At one stage Boo employed 450 people. It attracted “some of the brightest and the best brains in Europe”, according to one investor. They included senior management from Adidas, Footlocker and Barney’s. Management are not the only ones who allowed costs to get out of hand. It is alleged that some were also paying more attention to the vision than to value. Boo’s board, which included appointees from Europ@web and Benetton, also seems to have offered little direction or advice. Board meetings were frequently held by mobile phones than in person[29].

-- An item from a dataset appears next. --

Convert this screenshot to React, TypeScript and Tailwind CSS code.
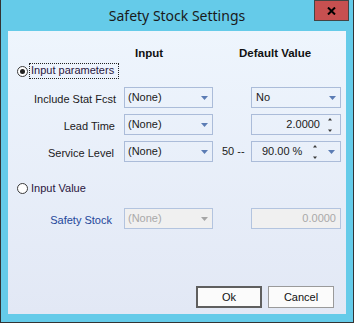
import React from "react";

const FONT = "font-['Liberation_Sans',Arial,sans-serif]";

function Arrow({ disabled }: { disabled?: boolean }) {
  return (
    <svg width="7" height="4" viewBox="0 0 7 4" className="shrink-0">
      <path d="M0 0H7L3.5 4Z" fill={disabled ? "#a6a6a6" : "#5b7cb4"} />
    </svg>
  );
}

function Spin() {
  return (
    <svg width="4" height="14" viewBox="0 0 4 14" className="shrink-0">
      <path d="M2 0L4 2.5H0Z" fill="#3a3a3a" />
      <path d="M0 11.5H4L2 14Z" fill="#3a3a3a" />
    </svg>
  );
}

function Radio({ checked }: { checked?: boolean }) {
  return (
    <div className="flex h-[11px] w-[11px] shrink-0 items-center justify-center rounded-full border border-[#3b3b3b] bg-white">
      {checked && <div className="h-[5px] w-[5px] rounded-full bg-[#222]" />}
    </div>
  );
}

function Combo({ text, disabled }: { text: string; disabled?: boolean }) {
  return (
    <div
      className={`flex h-[21px] w-[89px] shrink-0 items-center justify-between border pl-[3px] pr-[4px] ${
        disabled
          ? "border-[#b3c4df] bg-[#f0f0f0] text-[#a9a9a9]"
          : "border-[#abbcd9] text-[#1b1b1b]"
      }`}
    >
      <span>{text}</span>
      <Arrow disabled={disabled} />
    </div>
  );
}

function Row({
  label,
  pr,
  children,
  blue,
}: {
  label: string;
  pr: string;
  children: React.ReactNode;
  blue?: boolean;
}) {
  return (
    <div className="flex h-[21px] items-start">
      <div
        className={`w-[108px] shrink-0 pt-[6px] text-right ${pr} ${
          blue ? "text-[#24479a]" : "text-[#1c1a22]"
        }`}
      >
        {label}
      </div>
      <div className="ml-[8px] flex items-start">{children}</div>
    </div>
  );
}

export default function App() {
  return (
    <div
      className={`relative flex h-[323px] w-[354px] flex-col border-x border-b border-[#333] bg-[#65cbe9] text-[11px] leading-[13px] ${FONT}`}
    >
      {/* title bar */}
      <div className="flex h-[31px] shrink-0 items-center justify-center font-['Noto_Sans',sans-serif] text-[14px] text-[#1a1a1a]">
        Safety Stock Settings
      </div>
      <div className="absolute right-[4px] top-0 flex h-[21px] w-[35px] items-center justify-center border border-[#444] bg-[#c75050]">
        <svg width="9" height="8" viewBox="0 0 9 8">
          <path d="M1 0.5L8 7.5M8 0.5L1 7.5" stroke="#000" strokeWidth="2" />
        </svg>
      </div>

      {/* client area */}
      <div className="mx-[7px] flex h-[283px] flex-col bg-linear-to-b from-[#eef5fd] to-[#e2e8f5]">
        <div className="mt-[16px] flex h-[13px] pl-[127px] text-[11.5px] font-bold text-[#111]">
          <span className="w-[104px]">Input</span>
          <span>Default Value</span>
        </div>

        <div className="mt-[3px] flex h-[16px] items-center pl-[9px]">
          <Radio checked />
          <div className="ml-[1px] h-[16px] w-[90px] border border-dotted border-[#222] pl-[1px] text-[#2a1640]">
            Input parameters
          </div>
        </div>

        <div className="mt-[8px] flex flex-col gap-[6px]">
          <Row label="Include Stat Fcst" pr="pr-0">
            <Combo text="(None)" />
            <div className="w-[38px]" />
            <div className="flex h-[21px] w-[90px] items-center justify-between border border-[#abbcd9] pl-[4px] pr-[4px] text-[#1b1b1b]">
              <span>No</span>
              <Arrow />
            </div>
          </Row>
          <Row label="Lead Time" pr="pr-[1px]">
            <Combo text="(None)" />
            <div className="w-[38px]" />
            <div className="flex h-[21px] w-[90px] items-center justify-end gap-[8px] border border-[#abbcd9] pr-[8px] text-[#1b1b1b]">
              <span>2.0000</span>
              <Spin />
            </div>
          </Row>
          <Row label="Service Level" pr="pr-[2px]">
            <Combo text="(None)" />
            <div className="flex h-[21px] w-[38px] items-center pl-[9px] text-[#1b1b1b]">50 --</div>
            <div className="flex h-[21px] w-[90px] items-center border border-[#abbcd9] pl-[10px] pr-[5px] text-[#1b1b1b]">
              <span>90.00 %</span>
              <span className="ml-[11px] flex">
                <Spin />
              </span>
              <span className="ml-auto flex">
                <Arrow />
              </span>
            </div>
          </Row>
        </div>

        <div className="mt-[19px] flex h-[14px] items-center pl-[9px]">
          <Radio />
          <span className="ml-[3px] text-[#2a1640]">Input Value</span>
        </div>

        <div className="mt-[13px]">
          <Row label="Safety Stock" pr="pr-[4px]" blue>
            <Combo text="(None)" disabled />
            <div className="w-[38px]" />
            <div className="flex h-[21px] w-[90px] items-center justify-end border border-[#b3c4df] bg-[#f0f0f0] pr-[4px] text-[#a9a9a9]">
              0.0000
            </div>
          </Row>
        </div>

        <div className="mt-[57px] flex justify-end gap-[6px] pr-[12px]">
          <button className="flex h-[22px] w-[66px] items-center justify-center border-2 border-[#5f5f5f] bg-[#fbfbfb] text-[#111]">
            Ok
          </button>
          <button className="flex h-[22px] w-[66px] items-center justify-center border border-[#9a9a9a] bg-[#fbfbfb] text-[#111]">
            Cancel
          </button>
        </div>
      </div>
    </div>
  );
}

Marketing performance and the future

It was reported that although audience and sales tripled during the site's first quarter, boo.com failed to meet sales targets. In January 2000, the firm fired 20% of its employees and began losing key executives. February results were far from satisfactory. There were only half-a-million unique visitors and sales below 1 million per month, despite targeting 18 countries in seven languages. This disappointed investors like Benetton's 21 Investimenti, which declined to participate in further financing rounds. Originally positioned as a lifestyle site competing on premium brand selection and not on price, the site switched to offering 40% discounts by January. And although the site revelled in rich content and rich media at launch, by April it had ditched its fashion newsletter, gagged virtual assistant Ms. Boo, and launched paper catalogues as a low-tech alternative to its three-dimensional product presentation online[30]. The future suddenly looked less rosy.

The End Game

Boo.com couldn’t manage to get further funding and its cash was fast running out. This was not surprising, giving the cash burn rate the company had. Eventually, Boo was divided and sold. Its back-end system was purchased by Bright Station, a British Internet company, and its brand, web address, advertising materials and online content went to Fashionmall.com (Nasdaq: FASH), a New York-based Internet company[31]. Boo's strong brand identity across Europe and around the world positions fashionmall.com, Inc. for global expansion of its vertical portal concept.